D.Turtle wrote:You can fit so many turbolasers, ion cannons, shield generators onto a planet, that this limit wouldn't matter If there is a limit (for whatever reason) it would count for ships too, making sure that they don't have weapons or shields stronger than those on the planet.
You agreed that the superlaser will be a little too much for the planet right below! In the absence of calculations of how much the planet could REALLY withstand (trying to quantify that one should be an interesting trick,) why do you insist only a superlaser would be over that limit?
Ships don't have that firm a limit because they are ... ARTIFICIAL STRUCTURES! Structurally, in SW, that could make them much stronger.
Every time a frigging HTL (Acclamator sized) fires, due to the sheer energy produced, the momentum is equivalent to a good sized asteroid impact. Now scale up to the main guns and the planetary defense guns.
You can try to jut guns all over your planet, but most planets that can AFFORD to do so probably have some other use for the space they are burning.
The shields could be made out of several layeres making them all but invulnerable.
Several layers won't help when the shield generators are literally shoved down, tearing them away from their conduits. Or when the dissipation attempts leaves the planet glowing like a SUN for prolonged periods.
Multiple layered planetary shields? Sure the shields won't interfere with each other?
How do you want to predict as too when the defender's will shoot. You might try it with a constant bombardement and hope for lots of luck. Having several layers of shields would help stop against this. Also, additionally shielding the turbolaser cannons (in addition to the planetary shields) would make this type of attack pretty much useless (IMO).
You could predict it (in theory) with DER readings. There ought to be some shift in the energy distributions within the shield before they could open a hole (perhaps first they thin it out, then the hole appears, like the hole in the ozone layer.)
You actually prep the shoot even before the shield opens.
Since a single hit is fatal or severely damaging to most ships (ion cannons have to get through the shields in order to affaect the target, and a single hit from an ion cannon got through the shields of a Star Destroyer in TESB, so planetary turbolasers also shouldn't have problems getting through shields of Star Destroyer sized ships).

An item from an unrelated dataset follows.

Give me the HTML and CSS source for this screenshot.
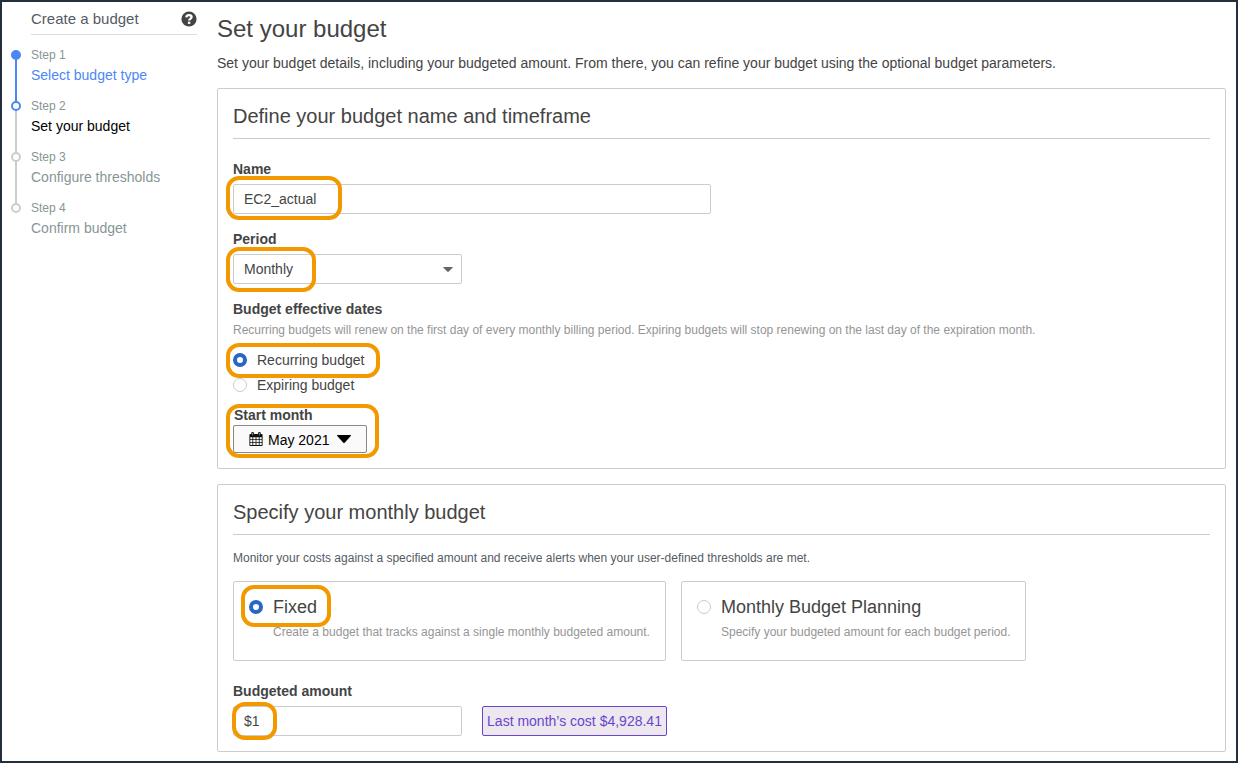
FILE: index.html
```html
<!DOCTYPE html>
<html lang="en">
<head>
<meta charset="utf-8">
<title>Set your budget</title>
<link rel="stylesheet" href="styles.css">
</head>
<body>
<div class="page">
  <nav class="sidebar">
    <div class="sidebar-head">
      <span>Create a budget</span>
      <svg class="help-icon" width="16" height="16" viewBox="0 0 16 16">
        <circle cx="8" cy="8" r="7.6" fill="#444"/>
        <path d="M5.300 6.300C5.500 4.700 6.600 4.100 8 4.100c1.600 0 2.600.8 2.600 2 0 1.800-2.500 1.800-2.500 3.500" fill="none" stroke="#fff" stroke-width="2.300"/>
        <rect x="6.900" y="10.700" width="2.400" height="2.200" fill="#fff"/>
      </svg>
    </div>
    <ol class="steps">
      <li class="step done"><span class="dot"></span><span class="step-no">Step 1</span><a class="step-name">Select budget type</a></li>
      <li class="step current"><span class="dot"></span><span class="step-no">Step 2</span><span class="step-name">Set your budget</span></li>
      <li class="step"><span class="dot"></span><span class="step-no">Step 3</span><span class="step-name">Configure thresholds</span></li>
      <li class="step"><span class="dot"></span><span class="step-no">Step 4</span><span class="step-name">Confirm budget</span></li>
    </ol>
  </nav>
  <main class="main">
    <h1>Set your budget</h1>
    <p class="intro">Set your budget details, including your budgeted amount. From there, you can refine your budget using the optional budget parameters.</p>

    <section class="card card-define">
      <h2>Define your budget name and timeframe</h2>
      <div class="field">
        <div class="label">Name</div>
        <div class="input name-input">EC2_actual<span class="mark mark-name"></span></div>
      </div>
      <div class="field">
        <div class="label">Period</div>
        <div class="input select">Monthly
          <svg width="10" height="5" viewBox="0 0 10 5"><path d="M.5 0h9q.5 0 .2.500L5.800 4.600q-.8.700-1.600 0L.300.500Q0 0 .5 0z" fill="#666"/></svg>
          <span class="mark mark-period"></span>
        </div>
      </div>
      <div class="label">Budget effective dates</div>
      <p class="hint">Recurring budgets will renew on the first day of every monthly billing period. Expiring budgets will stop renewing on the last day of the expiration month.</p>
      <div class="radio-row"><span class="radio checked"></span>Recurring budget<span class="mark mark-recurring"></span></div>
      <div class="radio-row"><span class="radio"></span>Expiring budget</div>
      <div class="start">
        <div class="label start-label">Start month</div>
        <div class="month-button">
          <svg width="14" height="14" viewBox="0 0 14 14">
            <rect x=".4" y="2" width="13.200" height="12" rx="1" fill="#111"/>
            <rect x="2.300" y="0" width="2.600" height="4" rx="1" fill="#111"/>
            <rect x="9.100" y="0" width="2.600" height="4" rx="1" fill="#111"/>
            <path d="M3.600 .8v2.400M10.400 .8v2.400" stroke="#aaa" stroke-width=".8"/>
            <path d="M1.300 5.200h2.100v2.100H1.300zM4.200 5.200h2.400v2.100H4.200zM7.400 5.200h2.400v2.100H7.400zM10.600 5.200h2.100v2.100h-2.100zM1.300 8.100h2.100v2.100H1.300zM4.200 8.100h2.400v2.100H4.200zM7.400 8.100h2.400v2.100H7.400zM10.600 8.100h2.100v2.100h-2.100zM1.300 11h2.100v2.100H1.300zM4.200 11h2.400v2.100H4.200zM7.400 11h2.400v2.100H7.400zM10.600 11h2.100v2.100h-2.100z" fill="#fafafa"/>
          </svg>
          <span>May 2021</span>
          <svg class="caret" width="14" height="8" viewBox="0 0 14 8"><path d="M.3 0h13.400q.5.300 0 .9L7.700 7.700q-.7.600-1.400 0L.3.900Q-.2.300.3 0z" fill="#000"/></svg>
        </div>
        <span class="mark mark-start"></span>
      </div>
    </section>

    <section class="card card-specify">
      <h2>Specify your monthly budget</h2>
      <p class="note">Monitor your costs against a specified amount and receive alerts when your user-defined thresholds are met.</p>
      <div class="options">
        <div class="option option-fixed">
          <div class="option-title"><span class="radio checked"></span>Fixed<span class="mark mark-fixed"></span></div>
          <p>Create a budget that tracks against a single monthly budgeted amount.</p>
        </div>
        <div class="option option-planning">
          <div class="option-title"><span class="radio"></span>Monthly Budget Planning</div>
          <p>Specify your budgeted amount for each budget period.</p>
        </div>
      </div>
      <div class="label">Budgeted amount</div>
      <div class="amount-row">
        <div class="input">$1<span class="mark mark-amount"></span></div>
        <div class="last-cost">Last month’s cost $4,928.41</div>
      </div>
    </section>
  </main>
</div>
</body>
</html>
```
FILE: styles.css
```css
* { box-sizing: border-box; }
body { margin: 0; font: 14px/20px "Liberation Sans", Arial, sans-serif; color: #444; }
h1, h2, p, ol { margin: 0; padding: 0; font-weight: normal; }
.page { display: flex; width: 1238px; height: 763px; border: 2px solid #232f3e; background: #fff; overflow: hidden; white-space: nowrap; }

.sidebar { width: 215px; padding-left: 8px; }
.sidebar-head { display: flex; align-items: center; justify-content: space-between; margin-left: 21px; width: 166px; height: 33px; border-bottom: 1px solid #ddd; font-size: 15px; color: #545b64; }
.sidebar-head span { padding-top: 1px; }
.help-icon { margin-top: 2px; }
.steps { list-style: none; padding-top: 10px; }
.step { position: relative; display: flex; flex-direction: column; height: 51px; padding-left: 21px; color: #879596; }
.step-no { font-size: 12px; line-height: 20px; }
.step-name { line-height: 21px; }
.done .step-name { color: #4d87f6; }
.current .step-name { color: #000; }
.step:not(:last-child)::before { content: ""; position: absolute; left: 5px; top: 10px; width: 2px; height: 51px; background: #ccc; }
.step.done::before { background: #4d87f6; }
.dot { position: absolute; left: 1px; top: 5px; width: 10px; height: 10px; border: 2px solid #ccc; border-radius: 50%; background: #fff; }
.done .dot { border-color: #4d87f6; background: #4d87f6; }
.current .dot { border-color: #4d87f6; }

.main { width: 1009px; }
h1 { padding-top: 11px; font-size: 24px; line-height: 32px; }
.intro { padding-top: 8px; height: 43px; }
.card { border: 1px solid #ccc; border-radius: 2px; padding: 0 15px; }
.card-define { height: 381px; margin-bottom: 15px; }
.card-specify { height: 268px; }
h2 { height: 50px; padding-top: 15px; font-size: 20px; line-height: 24px; border-bottom: 1px solid #ccc; margin-bottom: 20px; }
.label { height: 20px; font-weight: bold; }
.field { margin-bottom: 15px; }
.field .label { height: 25px; }
.input { position: relative; width: 229px; height: 30px; padding: 0 10px; border: 1px solid #ccc; border-radius: 2px; line-height: 28px; }
.name-input { width: 478px; }
.select { display: flex; align-items: center; justify-content: space-between; padding-right: 8px; }
.select svg { margin-top: 1px; }
.hint { padding-top: 1px; font-size: 12px; line-height: 20px; color: #959595; margin-bottom: 7px; }
.radio-row { position: relative; display: flex; align-items: center; gap: 10px; height: 25px; }
.radio { width: 14px; height: 14px; flex: none; border: 1px solid #ccc; border-radius: 50%; background: #fff; }
.radio.checked { border: 4px solid #2a67c0; }
.start { position: relative; padding-top: 8px; }
.start-label { padding-left: 1px; }
.month-button { display: flex; align-items: center; width: 134px; height: 28px; padding-left: 15px; border: 1px solid #888; border-radius: 2px; background: #fafafa; color: #000; }
.month-button span { padding: 2px 8px 0 5px; }

.card-specify h2 { margin-bottom: 13px; }
.note { font-size: 12px; line-height: 20px; height: 33px; color: #545b64; }
.options { display: flex; gap: 15px; margin-bottom: 20px; }
.option { height: 80px; padding: 12px 15px 0; border: 1px solid #ccc; border-radius: 2px; }
.option-fixed { width: 433px; }
.option-planning { width: 345px; }
.option-title { position: relative; display: flex; align-items: center; gap: 10px; height: 25px; font-size: 18px; }
.option p { padding: 1px 0 0 24px; font-size: 12px; line-height: 24px; color: #959595; }
.card-specify .label { height: 25px; }
.amount-row { display: flex; gap: 20px; }
.last-cost { width: 185px; height: 30px; border: 1px solid #6a45cc; border-radius: 2px; background: #ede7f0; color: #6a45cc; line-height: 28px; text-align: center; }

/* Orange callouts drawn over the fields */
.mark { position: absolute; border: 4px solid #f29900; border-radius: 13px; pointer-events: none; }
.mark-name { left: -8px; top: -9px; width: 116px; height: 44px; }
.mark-period { left: -8px; top: -8px; width: 90px; height: 45px; }
.mark-recurring { left: -7px; top: -4px; width: 154px; height: 35px; }
.mark-start { left: -7px; top: 7px; width: 153px; height: 54px; }
.mark-fixed { left: -8px; top: -9px; width: 90px; height: 42px; }
.mark-amount { left: -2px; top: -5px; width: 45px; height: 38px; }
```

Here's an idea that should make it easier - ECM. Use active jamming to reduce effective targetting range of the planet, so they can't lock onto your ships easily. You can also hear that warble as they shift onto the false targets constantly. Countering ECM is always a losing game at longer ranges, for the shipboard ECM system only has to overpower whatever reflects off the hull after a journey under inverse square law.
The thing is: What if the defender's fleet isn't at the planet and therefore you can't destroy it. Do you simly retreat again? Thats the advantage of having a mobile fleet as the defnder: Your ships are mobile and can strike when and where they wish, while the blockading fleet is bound to the planet.
How big of a defender's fleet are you talking about? If your 'defender's fleet' is almost as big as the Assault Fleet, then you are talking a fleet action rather than a planetary defense.
If there's that big a fleet to talk about, you will LOCATE and DESTROY it before getting on to your Planetary Invasion phase. Nobody said planetary invasions are easy.
If you are talking a standard planetary defense (which maxes out at maybe 2 Star Destroyers,) and I'm coming with say a Sector Group, it should be defeatable even if I'm in a seige orbit.
When I'm not blockading, I'm probably making another shield breaking attempt. Which means an 'objective orbit' (in SW parlance.)